Além disso, a extrema-direita tem sido sistematicamente isolada das decisões pelos demais partidos, da direita à esquerda. Nenhum partido deve procurar a AfD para uma coalizão governista.
O futuro do governo alemão depende de qual coalizão será formada. Laschet, da CDU/CSU, tende a garantir alguma continuidade em relação aos governos Merkel. Ainda assim, há pressão para mudanças mais estruturais na Alemanha e que analistas apontam terem sido deixadas de lado nos mandatos da chanceler, como a transição energética e digitalização da economia.
Já os social democratas prometem medidas como taxações maiores aos ricos e combate à desigualdade social, embora Scholz tenha se mostrado até hoje como um candidato moderado e até mesmo de alguma continuidade em relação a Merkel.

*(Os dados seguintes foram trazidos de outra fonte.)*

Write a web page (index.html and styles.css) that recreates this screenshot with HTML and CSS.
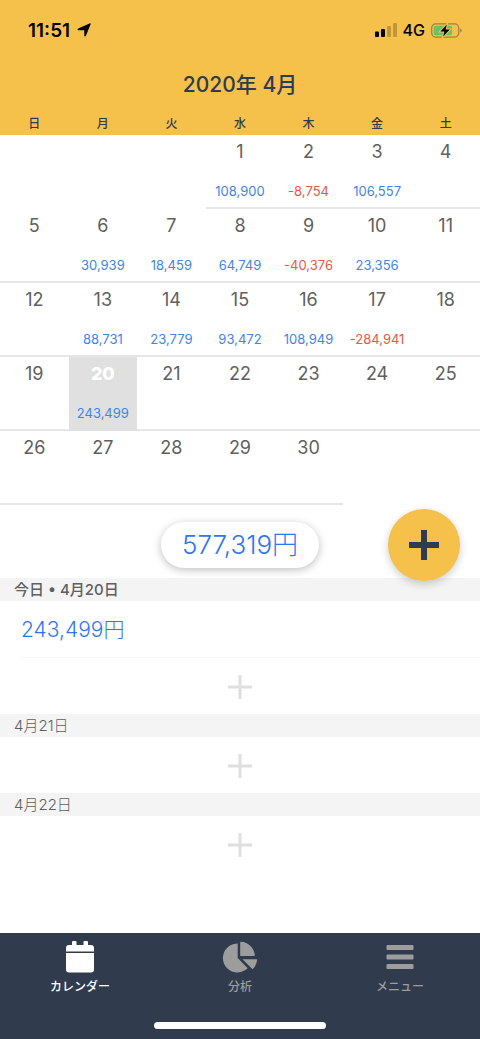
FILE: index.html
```html
<!DOCTYPE html>
<html lang="ja">
<head>
<meta charset="utf-8">
<meta name="viewport" content="width=device-width, initial-scale=1">
<title>カレンダー</title>
<link rel="stylesheet" href="styles.css">
</head>
<body>
<div class="app">
  <header class="header">
    <div class="status">
      <div class="status-group">
        <span class="time">11:51</span>
        <svg class="location" viewBox="0 0 14 14" aria-hidden="true"><path d="M13.600 1.200 8.900 12.800c-.4.900-1.600.8-1.600-.3V7.300H1.600C.3 7.300.1 5.900 1.200 5.500L12.500.4c.8-.3 1.400.1 1.100.8z"/></svg>
      </div>
      <div class="status-group status-right">
        <svg class="signal" viewBox="0 0 22 14" aria-hidden="true"><rect y="8.500" width="4" height="5.500" rx="1"/><rect x="6" y="6" width="4" height="8" rx="1"/><g opacity=".22"><rect x="12" y="3" width="4" height="11" rx="1"/><rect x="18" width="4" height="14" rx="1"/></g></svg>
        <span class="network">4G</span>
        <svg class="battery" viewBox="0 0 31 15" aria-hidden="true"><rect x=".7" y=".9" width="27" height="13.200" rx="4" fill="none" stroke="#a18036" stroke-width="1.200"/><path d="M29.200 5.300c2 .8 2 3.600 0 4.400z" fill="#a18036"/><rect x="2.600" y="2.800" width="18.500" height="9.400" rx="2" fill="#65c466"/><path d="M15.800 1.500 9.300 8.400h4.100L12.100 13.500 18.800 6.500h-4.200z" fill="#000" stroke="#f6c14b" stroke-width="2" paint-order="stroke"/></svg>
      </div>
    </div>
    <h1 class="title">2020年 4月</h1>
  </header>

  <table class="calendar">
    <thead>
      <tr><th>日</th><th>月</th><th>火</th><th>水</th><th>木</th><th>金</th><th>土</th></tr>
    </thead>
    <tbody>
      <tr>
        <td class="blank"></td><td class="blank"></td><td class="blank"></td>
        <td><span class="day">1</span><span class="sum">108,900</span></td>
        <td><span class="day">2</span><span class="sum minus">-8,754</span></td>
        <td><span class="day">3</span><span class="sum">106,557</span></td>
        <td><span class="day">4</span></td>
      </tr>
      <tr>
        <td><span class="day">5</span></td>
        <td><span class="day">6</span><span class="sum">30,939</span></td>
        <td><span class="day">7</span><span class="sum">18,459</span></td>
        <td><span class="day">8</span><span class="sum">64,749</span></td>
        <td><span class="day">9</span><span class="sum minus">-40,376</span></td>
        <td><span class="day">10</span><span class="sum">23,356</span></td>
        <td><span class="day">11</span></td>
      </tr>
      <tr>
        <td><span class="day">12</span></td>
        <td><span class="day">13</span><span class="sum">88,731</span></td>
        <td><span class="day">14</span><span class="sum">23,779</span></td>
        <td><span class="day">15</span><span class="sum">93,472</span></td>
        <td><span class="day">16</span><span class="sum">108,949</span></td>
        <td><span class="day">17</span><span class="sum minus">-284,941</span></td>
        <td><span class="day">18</span></td>
      </tr>
      <tr>
        <td><span class="day">19</span></td>
        <td class="selected"><span class="day">20</span><span class="sum">243,499</span></td>
        <td><span class="day">21</span></td>
        <td><span class="day">22</span></td>
        <td><span class="day">23</span></td>
        <td><span class="day">24</span></td>
        <td><span class="day">25</span></td>
      </tr>
      <tr>
        <td><span class="day">26</span></td>
        <td><span class="day">27</span></td>
        <td><span class="day">28</span></td>
        <td><span class="day">29</span></td>
        <td><span class="day">30</span></td>
        <td class="blank"></td><td class="blank"></td>
      </tr>
    </tbody>
  </table>

  <section class="summary">
    <div class="total">577,319円</div>
    <button class="fab" type="button" aria-label="追加"><svg viewBox="0 0 30 30" aria-hidden="true"><path d="M15 0v30M0 15h30"/></svg></button>
  </section>

  <main class="entries">
    <h2 class="date today">今日 • 4月20日</h2>
    <div class="entry">243,499円</div>
    <button class="add" type="button" aria-label="4月20日に追加"><svg viewBox="0 0 24 24" aria-hidden="true"><path d="M12 0v24M0 12h24"/></svg></button>
    <h2 class="date">4月21日</h2>
    <button class="add" type="button" aria-label="4月21日に追加"><svg viewBox="0 0 24 24" aria-hidden="true"><path d="M12 0v24M0 12h24"/></svg></button>
    <h2 class="date">4月22日</h2>
    <button class="add" type="button" aria-label="4月22日に追加"><svg viewBox="0 0 24 24" aria-hidden="true"><path d="M12 0v24M0 12h24"/></svg></button>
  </main>

  <nav class="tabbar">
    <div class="tabs">
      <a class="tab active" href="#calendar"><svg viewBox="0 0 36 32" aria-hidden="true"><path d="M4 10.500V7a3 3 0 0 1 3-3h3V1a1 1 0 0 1 1-1h2.500a1 1 0 0 1 1 1v3h7V1a1 1 0 0 1 1-1H25a1 1 0 0 1 1 1v3h3a3 3 0 0 1 3 3v3.500zM4 12h28V28.500a3 3 0 0 1-3 3H7a3 3 0 0 1-3-3z"/></svg>カレンダー</a>
      <a class="tab" href="#analysis"><svg viewBox="0 0 36 32" aria-hidden="true"><path d="M15.700 2.500v14.500l10 10.200A14.500 14.500 0 1 1 15.200 2.500zM18.200 1.500q0-.7.800-.7a14.500 14.500 0 0 1 13.800 13.500q0 .8-.8.800H18.200zM20.500 18.200h14q.8 0 .7.800-.6 5-4.200 8.800-.5.600-1 0z"/></svg>分析</a>
      <a class="tab" href="#menu"><svg viewBox="0 0 36 32" aria-hidden="true"><rect x="4.500" y="4" width="27" height="5" rx="1"/><rect x="4.500" y="13.500" width="27" height="5" rx="1"/><rect x="4.500" y="23" width="27" height="5" rx="1"/></svg>メニュー</a>
    </div>
    <div class="home"></div>
  </nav>
</div>
</body>
</html>
```

FILE: styles.css
```css
* {
  box-sizing: border-box;
}

body {
  margin: 0;
  background: #fff;
  color: #606060;
  font-family: Inter, "Noto Sans CJK JP", sans-serif;
}

button {
  border: 0;
  padding: 0;
  font: inherit;
  cursor: pointer;
}

.app {
  display: flex;
  flex-direction: column;
  min-height: 100vh;
}

.header {
  background: #f6c14b;
  color: #2f3c4e;
}

.status {
  display: flex;
  justify-content: space-between;
  align-items: center;
  height: 60px;
  padding: 0 18px 0 28px;
  color: #000;
}

.status-group {
  display: flex;
  align-items: center;
  gap: 7px;
}

.status-right {
  gap: 6px;
}

.time {
  font-size: 19px;
  font-weight: 600;
}

.location {
  width: 14px;
  height: 14px;
}

.signal {
  width: 22px;
  height: 14px;
}

.network {
  font-size: 16px;
  font-weight: 500;
}

.battery {
  width: 31px;
  height: 15px;
}

.title {
  margin: 0;
  height: 52px;
  font-size: 21px;
  font-weight: 500;
  line-height: 50px;
  text-align: center;
}

.calendar {
  width: 100%;
  table-layout: fixed;
  border-collapse: separate;
  border-spacing: 0;
}

.calendar th {
  height: 23px;
  padding: 1px 0 0;
  background: #f6c14b;
  color: #2f3c4e;
  font-size: 12px;
  font-weight: 500;
  line-height: 22px;
}

.calendar td {
  height: 74px;
  padding: 6px 0 0;
  border-bottom: 2px solid #e6e6e6;
  text-align: center;
  vertical-align: top;
}

.calendar .blank {
  border-color: transparent;
}

.calendar .selected {
  background: #e0e0e0;
  border-color: #e0e0e0;
}

.day,
.sum {
  display: block;
}

.day {
  height: 41px;
  font-size: 18px;
  line-height: 22px;
}

.selected .day {
  color: #fff;
  font-weight: 800;
}

.sum {
  color: #3f83ee;
  font-size: 13px;
  line-height: 18px;
}

.minus {
  color: #ea5648;
}

.summary {
  position: relative;
  display: flex;
  justify-content: center;
  padding: 17px 0 10px;
}

.total {
  padding: 0 21px;
  border-radius: 23px;
  background: #fff;
  box-shadow: 0 2px 8px rgba(0, 0, 0, 0.25);
  color: #2f76ee;
  font-size: 26px;
  font-weight: 300;
  line-height: 46px;
}

.fab {
  position: absolute;
  top: 4px;
  right: 20px;
  display: flex;
  align-items: center;
  justify-content: center;
  width: 72px;
  height: 72px;
  border-radius: 50%;
  background: #f6c14b;
  box-shadow: 0 3px 8px rgba(0, 0, 0, 0.2);
}

.fab svg {
  width: 30px;
  height: 30px;
  stroke: #2f3c4e;
  stroke-width: 6;
}

.entries {
  flex: 1;
}

.date {
  margin: 0;
  padding: 0 14px;
  background: #f4f4f4;
  font-size: 15px;
  font-weight: 300;
  line-height: 23px;
}

.today {
  font-weight: 500;
}

.entry {
  height: 57px;
  margin-left: 19px;
  padding-left: 2px;
  border-bottom: 1px solid #f8f8f8;
  color: #2f76ee;
  font-size: 21px;
  font-weight: 300;
  line-height: 58px;
}

.add {
  display: flex;
  align-items: center;
  justify-content: center;
  width: 100%;
  height: 56px;
  padding-top: 1px;
  background: #fff;
}

.add svg {
  width: 24px;
  height: 24px;
  stroke: #dfdfdf;
  stroke-width: 3;
}

.tabbar {
  display: flex;
  flex-direction: column;
  justify-content: space-between;
  align-items: center;
  height: 106px;
  padding: 8px 0 10px;
  background: #303c4e;
}

.tabs {
  display: flex;
  width: 100%;
}

.tab {
  display: flex;
  flex: 1;
  flex-direction: column;
  align-items: center;
  gap: 5px;
  color: #9d9d9d;
  font-size: 12px;
  font-weight: 500;
  line-height: 18px;
  text-decoration: none;
}

.tab svg {
  width: 36px;
  height: 32px;
  fill: currentColor;
}

.tab.active {
  color: #fff;
}

.home {
  width: 172px;
  height: 7px;
  border-radius: 4px;
  background: #fff;
}
```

"Um governo liderado pelo SPD não traria mudanças gigantescas. Olaf Scholz é uma continuação dos anos Merkel, ao menos em estilo de liderança", disse em entrevista anterior à EXAME Carsten Brzeski, diretor global de macro da casa de análise ING, na Alemanha.
"Já em termos de substância, qualquer que seja a próxima coalizão na Alemanha, trará medidas que busquem mais investimento, luta contra as mudanças climáticas e digitalização", afirmou, citando pontos nos quais há críticas à estagnação na era Merkel.
Além disso, a composição da coalizão também vai influenciar em parte o governo, independentemente de quem seja o chanceler.
Os Verdes, por exemplo, tendem a exigir medidas mais rígidas de combate à crise climática, e podem pressionar um eventual governo conservador da CDU caso façam parte da coalizão.
Já o liberal FDP, em um eventual governo de SPD e Verdes, seria o pêndulo para a direita em uma coalizão mais à esquerda.